Our artist-owners developed our model so that TIDAL pays the highest percentage of royalties to artists, songwriters and producers of any music streaming service. That means we make less in order to pay each and every artist on TIDAL more. And importantly, we don’t have a free tier and we don't hide any of the revenue that free services make from advertisers buying ads on their services.

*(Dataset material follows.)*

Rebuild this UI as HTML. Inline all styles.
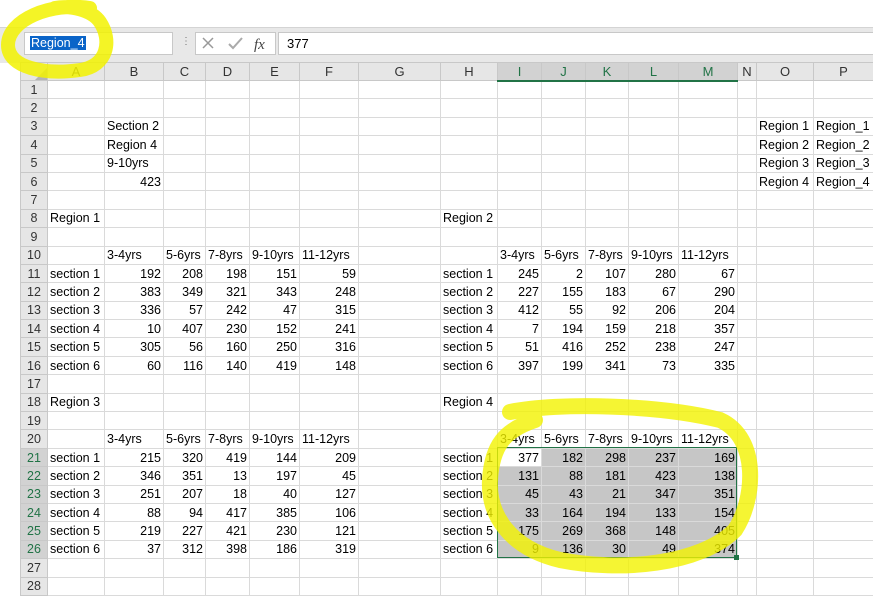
<!DOCTYPE html>
<html><head><meta charset="utf-8"><style>
body{margin:0;width:873px;height:595px;overflow:hidden;background:#fff;font-family:"Liberation Sans",Arial,sans-serif;position:relative}
.top{position:absolute;left:0;top:27px;width:873px;height:35px;background:#e8e8e8;border-top:1px solid #d4d4d4}
.nb{position:absolute;left:24px;top:32px;width:147px;height:21px;background:#fff;border:1px solid #c8c8c8}
.nb span{position:absolute;left:5px;top:3px;background:#0a64c8;color:#fff;font-size:12.5px;padding:0 1px}
.fx{position:absolute;left:195px;top:32px;width:79px;height:21px;background:#fff;border:1px solid #c8c8c8}
.fi{position:absolute;left:278px;top:32px;width:600px;height:21px;background:#fff;border:1px solid #c8c8c8;font-size:13px}
table{position:absolute;left:20px;top:62px;width:853px;border-collapse:collapse;table-layout:fixed;font-size:12.5px}
td{border:1px solid #dadada;height:18.4px;padding:0 2px;white-space:nowrap;overflow:hidden;box-sizing:border-box}
tr.h td{background:#e6e6e6;text-align:center;font-size:13px;color:#333;height:18px;border-color:#c8c8c8}
td.rh{background:#e6e6e6;text-align:center;color:#333;font-size:12.5px;border-color:#c8c8c8;padding:0}
td.n{text-align:right}
td.s{background:#c6c6c6}
tr.h td.sh{background:#d2d2d2;color:#217346;border-bottom:2px solid #217346}
td.rh.sh{background:#d2d2d2;color:#217346}
</style></head><body>
<div class="top"></div>
<div class="nb"><span>Region_4</span></div>
<div style="position:absolute;left:181px;top:36px;color:#777;font-size:10px">⋮</div>
<div class="fx"><svg width="79" height="21"><path d="M7 5L17 15M17 5L7 15" stroke="#999" stroke-width="1.5"/><path d="M33 11L37 15L46 5" stroke="#aaa" stroke-width="2" fill="none"/><text x="58" y="16" font-family="Liberation Serif" font-style="italic" font-size="15" fill="#444">fx</text></svg></div>
<div class="fi"><span style="position:absolute;left:8px;top:3px">377</span></div>
<table>
<colgroup><col style="width:27px"><col style="width:57px"><col style="width:59px"><col style="width:42px"><col style="width:44px"><col style="width:50px"><col style="width:59px"><col style="width:82px"><col style="width:57px"><col style="width:44px"><col style="width:44px"><col style="width:43px"><col style="width:50px"><col style="width:59px"><col style="width:19px"><col style="width:57px"><col style="width:60px"></colgroup>
<tr class="h"><td style="background:#e6e6e6"><svg width="14" height="12" style="display:block;margin:4px 0 0 10px"><path d="M14 0L14 12L2 12Z" fill="#b4b4b4"/></svg></td><td>A</td><td>B</td><td>C</td><td>D</td><td>E</td><td>F</td><td>G</td><td>H</td><td class="sh">I</td><td class="sh">J</td><td class="sh">K</td><td class="sh">L</td><td class="sh">M</td><td>N</td><td>O</td><td>P</td></tr>
<tr><td class="rh">1</td><td></td><td></td><td></td><td></td><td></td><td></td><td></td><td></td><td></td><td></td><td></td><td></td><td></td><td></td><td></td><td></td></tr>
<tr><td class="rh">2</td><td></td><td></td><td></td><td></td><td></td><td></td><td></td><td></td><td></td><td></td><td></td><td></td><td></td><td></td><td></td><td></td></tr>
<tr><td class="rh">3</td><td></td><td>Section 2</td><td></td><td></td><td></td><td></td><td></td><td></td><td></td><td></td><td></td><td></td><td></td><td></td><td>Region 1</td><td>Region_1</td></tr>
<tr><td class="rh">4</td><td></td><td>Region 4</td><td></td><td></td><td></td><td></td><td></td><td></td><td></td><td></td><td></td><td></td><td></td><td></td><td>Region 2</td><td>Region_2</td></tr>
<tr><td class="rh">5</td><td></td><td>9-10yrs</td><td></td><td></td><td></td><td></td><td></td><td></td><td></td><td></td><td></td><td></td><td></td><td></td><td>Region 3</td><td>Region_3</td></tr>
<tr><td class="rh">6</td><td></td><td class="n">423</td><td></td><td></td><td></td><td></td><td></td><td></td><td></td><td></td><td></td><td></td><td></td><td></td><td>Region 4</td><td>Region_4</td></tr>
<tr><td class="rh">7</td><td></td><td></td><td></td><td></td><td></td><td></td><td></td><td></td><td></td><td></td><td></td><td></td><td></td><td></td><td></td><td></td></tr>
<tr><td class="rh">8</td><td>Region 1</td><td></td><td></td><td></td><td></td><td></td><td></td><td>Region 2</td><td></td><td></td><td></td><td></td><td></td><td></td><td></td><td></td></tr>
<tr><td class="rh">9</td><td></td><td></td><td></td><td></td><td></td><td></td><td></td><td></td><td></td><td></td><td></td><td></td><td></td><td></td><td></td><td></td></tr>
<tr><td class="rh">10</td><td></td><td>3-4yrs</td><td>5-6yrs</td><td>7-8yrs</td><td>9-10yrs</td><td>11-12yrs</td><td></td><td></td><td>3-4yrs</td><td>5-6yrs</td><td>7-8yrs</td><td>9-10yrs</td><td>11-12yrs</td><td></td><td></td><td></td></tr>
<tr><td class="rh">11</td><td>section 1</td><td class="n">192</td><td class="n">208</td><td class="n">198</td><td class="n">151</td><td class="n">59</td><td></td><td>section 1</td><td class="n">245</td><td class="n">2</td><td class="n">107</td><td class="n">280</td><td class="n">67</td><td></td><td></td><td></td></tr>
<tr><td class="rh">12</td><td>section 2</td><td class="n">383</td><td class="n">349</td><td class="n">321</td><td class="n">343</td><td class="n">248</td><td></td><td>section 2</td><td class="n">227</td><td class="n">155</td><td class="n">183</td><td class="n">67</td><td class="n">290</td><td></td><td></td><td></td></tr>
<tr><td class="rh">13</td><td>section 3</td><td class="n">336</td><td class="n">57</td><td class="n">242</td><td class="n">47</td><td class="n">315</td><td></td><td>section 3</td><td class="n">412</td><td class="n">55</td><td class="n">92</td><td class="n">206</td><td class="n">204</td><td></td><td></td><td></td></tr>
<tr><td class="rh">14</td><td>section 4</td><td class="n">10</td><td class="n">407</td><td class="n">230</td><td class="n">152</td><td class="n">241</td><td></td><td>section 4</td><td class="n">7</td><td class="n">194</td><td class="n">159</td><td class="n">218</td><td class="n">357</td><td></td><td></td><td></td></tr>
<tr><td class="rh">15</td><td>section 5</td><td class="n">305</td><td class="n">56</td><td class="n">160</td><td class="n">250</td><td class="n">316</td><td></td><td>section 5</td><td class="n">51</td><td class="n">416</td><td class="n">252</td><td class="n">238</td><td class="n">247</td><td></td><td></td><td></td></tr>
<tr><td class="rh">16</td><td>section 6</td><td class="n">60</td><td class="n">116</td><td class="n">140</td><td class="n">419</td><td class="n">148</td><td></td><td>section 6</td><td class="n">397</td><td class="n">199</td><td class="n">341</td><td class="n">73</td><td class="n">335</td><td></td><td></td><td></td></tr>
<tr><td class="rh">17</td><td></td><td></td><td></td><td></td><td></td><td></td><td></td><td></td><td></td><td></td><td></td><td></td><td></td><td></td><td></td><td></td></tr>
<tr><td class="rh">18</td><td>Region 3</td><td></td><td></td><td></td><td></td><td></td><td></td><td>Region 4</td><td></td><td></td><td></td><td></td><td></td><td></td><td></td><td></td></tr>
<tr><td class="rh">19</td><td></td><td></td><td></td><td></td><td></td><td></td><td></td><td></td><td></td><td></td><td></td><td></td><td></td><td></td><td></td><td></td></tr>
<tr><td class="rh">20</td><td></td><td>3-4yrs</td><td>5-6yrs</td><td>7-8yrs</td><td>9-10yrs</td><td>11-12yrs</td><td></td><td></td><td>3-4yrs</td><td>5-6yrs</td><td>7-8yrs</td><td>9-10yrs</td><td>11-12yrs</td><td></td><td></td><td></td></tr>
<tr><td class="rh sh">21</td><td>section 1</td><td class="n">215</td><td class="n">320</td><td class="n">419</td><td class="n">144</td><td class="n">209</td><td></td><td>section 1</td><td class="n">377</td><td class="n s">182</td><td class="n s">298</td><td class="n s">237</td><td class="n s">169</td><td></td><td></td><td></td></tr>
<tr><td class="rh sh">22</td><td>section 2</td><td class="n">346</td><td class="n">351</td><td class="n">13</td><td class="n">197</td><td class="n">45</td><td></td><td>section 2</td><td class="n s">131</td><td class="n s">88</td><td class="n s">181</td><td class="n s">423</td><td class="n s">138</td><td></td><td></td><td></td></tr>
<tr><td class="rh sh">23</td><td>section 3</td><td class="n">251</td><td class="n">207</td><td class="n">18</td><td class="n">40</td><td class="n">127</td><td></td><td>section 3</td><td class="n s">45</td><td class="n s">43</td><td class="n s">21</td><td class="n s">347</td><td class="n s">351</td><td></td><td></td><td></td></tr>
<tr><td class="rh sh">24</td><td>section 4</td><td class="n">88</td><td class="n">94</td><td class="n">417</td><td class="n">385</td><td class="n">106</td><td></td><td>section 4</td><td class="n s">33</td><td class="n s">164</td><td class="n s">194</td><td class="n s">133</td><td class="n s">154</td><td></td><td></td><td></td></tr>
<tr><td class="rh sh">25</td><td>section 5</td><td class="n">219</td><td class="n">227</td><td class="n">421</td><td class="n">230</td><td class="n">121</td><td></td><td>section 5</td><td class="n s">175</td><td class="n s">269</td><td class="n s">368</td><td class="n s">148</td><td class="n s">405</td><td></td><td></td><td></td></tr>
<tr><td class="rh sh">26</td><td>section 6</td><td class="n">37</td><td class="n">312</td><td class="n">398</td><td class="n">186</td><td class="n">319</td><td></td><td>section 6</td><td class="n s">9</td><td class="n s">136</td><td class="n s">30</td><td class="n s">49</td><td class="n s">374</td><td></td><td></td><td></td></tr>
<tr><td class="rh">27</td><td></td><td></td><td></td><td></td><td></td><td></td><td></td><td></td><td></td><td></td><td></td><td></td><td></td><td></td><td></td><td></td></tr>
<tr><td class="rh">28</td><td></td><td></td><td></td><td></td><td></td><td></td><td></td><td></td><td></td><td></td><td></td><td></td><td></td><td></td><td></td><td></td></tr>
</table>
<div style="position:absolute;left:497px;top:447px;width:240px;height:111px;border:1.5px solid #217346;box-sizing:border-box"></div>
<div style="position:absolute;left:734px;top:555px;width:5px;height:5px;background:#217346"></div>
<svg width="873" height="595" style="position:absolute;left:0;top:0;pointer-events:none">
<path d="M90 8C50 2 8 20 8 45C8 68 45 75 80 70C108 66 112 40 100 22C92 10 70 5 55 8" fill="none" stroke="#f2f200" stroke-width="14" stroke-linecap="round" opacity="0.85"/>
<path d="M510 412C560 402 660 405 720 420C760 438 755 500 735 530C700 565 620 572 560 560C510 548 488 515 490 480C492 445 505 430 535 420" fill="none" stroke="#f2f200" stroke-width="16" stroke-linecap="round" opacity="0.8"/>
</svg>
</body></html>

Despite Tidal being a way for artists to make the royalties they wouldn’t normally be able to receive with other major music-sharing sites, buyers and fans view Tidal as just another music giant. When Tidal first launched, there was a publicized signing with all of the major co-owners that confused fans. Instead of the signing conveying the message, “I am a musician and I want to be paid fairly for my work,” the signing looked more like a bunch of already-rich musicians saying, “I am going to be a co-owner of this company because it will make my music exclusive and then I’ll make more money.” While some fans may be turned off to Tidal, they shouldn’t take it out on the musicians. The artists don’t decide on the price of their music, and so the artists are just trying to receive the money they should have been receiving a long time ago, before Tidal allowed them this opportunity.
The founding Tidal artists are Alicia Keys, Arcade Fire (Win Butler and Regine Chassagne), Beyonce, Calvin Harris, Chris Martin, Daft Punk, Deadmau5, Jack White, Jason Aldean, J. Cole, Kanye West, Madonna, Nicki Minaj, Rihanna, Shawn “JAY Z” Carter, Usher, and T.I.
Tidal may have good intentions, but it is still a business. Tidal has agreements with all major record companies, Universal, Warner, and Sony, as well as many other independent companies. One major advantage Tidal has above other music-sharing competitors like Spotify and Apple is that the artists on Tidal gift the service with exclusive content. The exclusive content could include new music, music videos, or even full-concert videos.
What makes Tidal different than other sites is that it uses “lossless sound." The easiest way to describe lossless sound is by comparing the sound quality of a CD to an MP3. The clear, high quality sound of a CD is lossless sound, whereas an MP3 has been compressed and thus sounds worse.
Tidal has not officially released the numbers of subscribers it has, which can mean the company is either doing really well or not well at all. Apparently, Kanye West’s “The Life of Pablo” has more than doubled Tidal’s subscribers from 1 to 2.5 million, but there is no way of knowing that for sure. While West’s contribution helps for the image of the company, the amount of subscribers is pretty insignificant when compared to Spotify’s 20 million paying subscribers.
Tidal’s free trial period ends after 30 days. If Tidal wants to survive, there needs to be more than just a new Kanye West album to offer. Otherwise, all of the users who just signed up for “The Life of Pablo” are going to cancel their subscriptions before the new trial period ends, and Tidal will be a thing of the past.